A Los Alamos si fece dunque un lavoro sporco, in tutti i sensi, e, nonostante il numero dei rompicapo risolto dai singoli partecipanti all’impresa, ci vuole davvero del coraggio per idealizzarlo portandolo a modello di come dovrebbero andare le cose al mondo. O, più che del coraggio, ci vuole del pelo sullo stomaco. Quasi quanto di quello che è occorso per andarci, a Los Alamos. D’altronde, non è che servendo i ducetti dell’economia si lavori poco alla distruzione del pianeta.

Felice Accame

P.s.: Un interessante caso di auto-creatività è costituito dall’’autore del libro. Nel libro in cui si dà gran rilevanza alla creatività collettiva, il collettivo che l’ha scritto è sacrificato all’unico nome di uno di loro. La firma è De Masi, ma, all’interno – nemmeno nell’Indice –, sono rinvenibili i nomi di Maria Rita Palumbo, Paolo Gentile, Patrizia Cinti, Susanna Lupi, Emma Gori, Massimo Meniconi, Dunia Pepe, Fabrizio Caristi, Roberto Palermo, Giancarlo Buzzanca, Gilda Morelli, Gabriella Natoli, Giovanna Spagnolo, oltre che a quello del De Masi in questione.

P.p.s.: Si dovrebbe star sempre alla larga dai titoli a calco.
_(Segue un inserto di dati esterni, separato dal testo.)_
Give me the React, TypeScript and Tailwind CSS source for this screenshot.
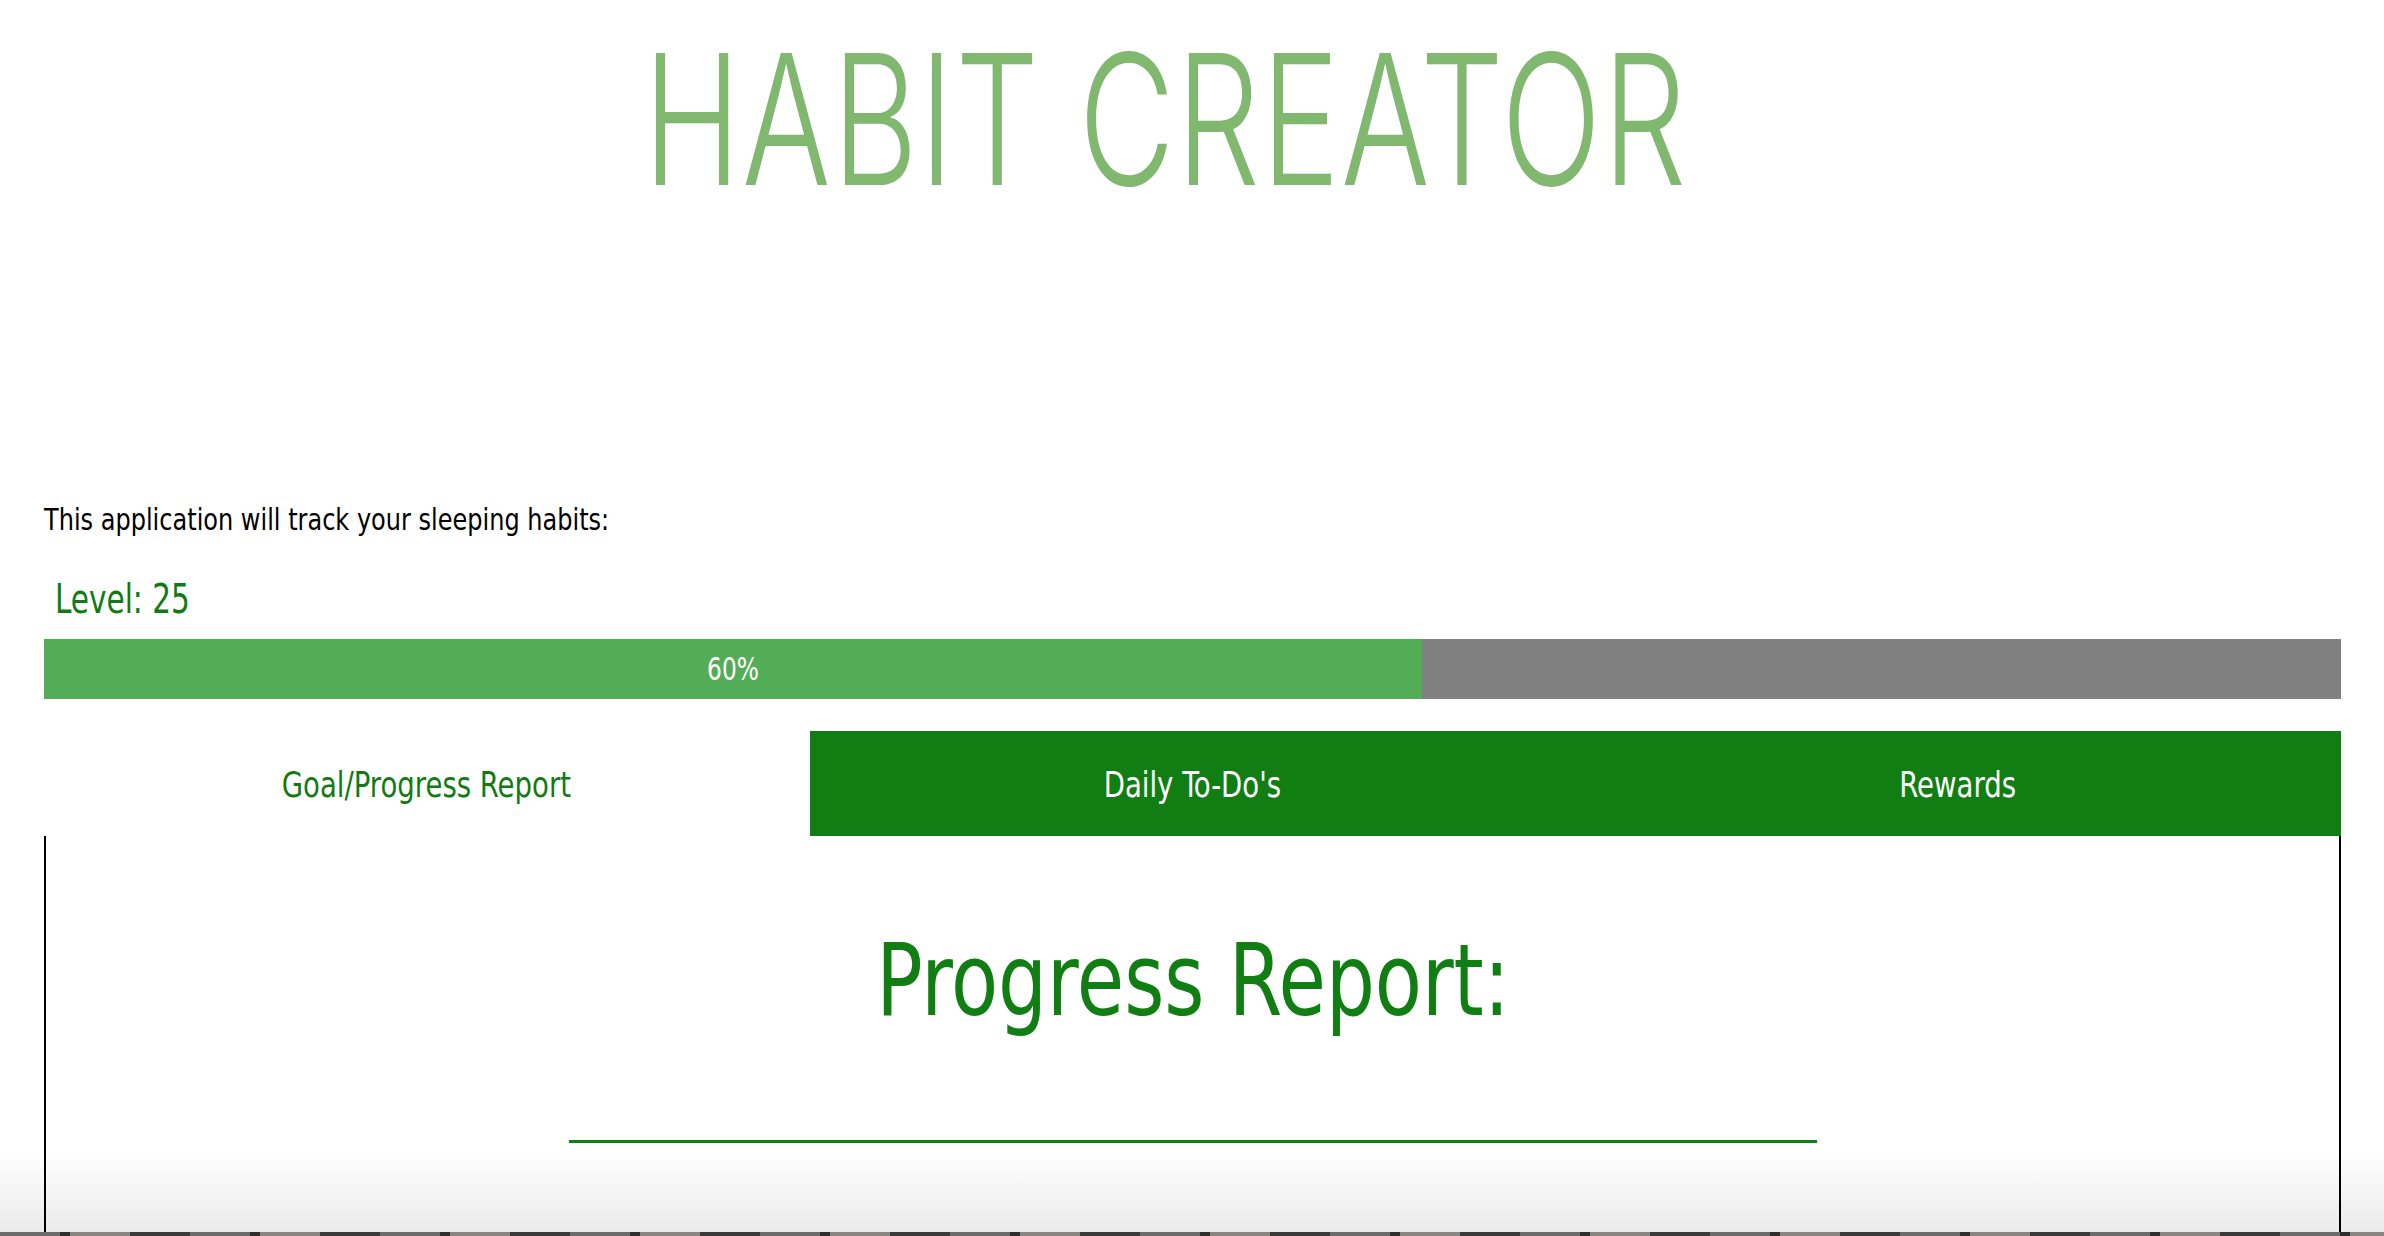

Così come Ultimo tango a Zagarolo non è Ultimo tango a Parigi, L’emozione e la regola non è L’eccezione e la regola.

P.p.p.s.: L’emozione e la regola, Rizzoli, Milano 2005 è la nuova versione del libro pubblicato da Laterza, Roma-Bari 1989. Anche il libro di Richard Rhodes è fresco di ristampa. Cfr. L’invenzione della bomba atomica, Rizzoli, Milano 1990 e 2005.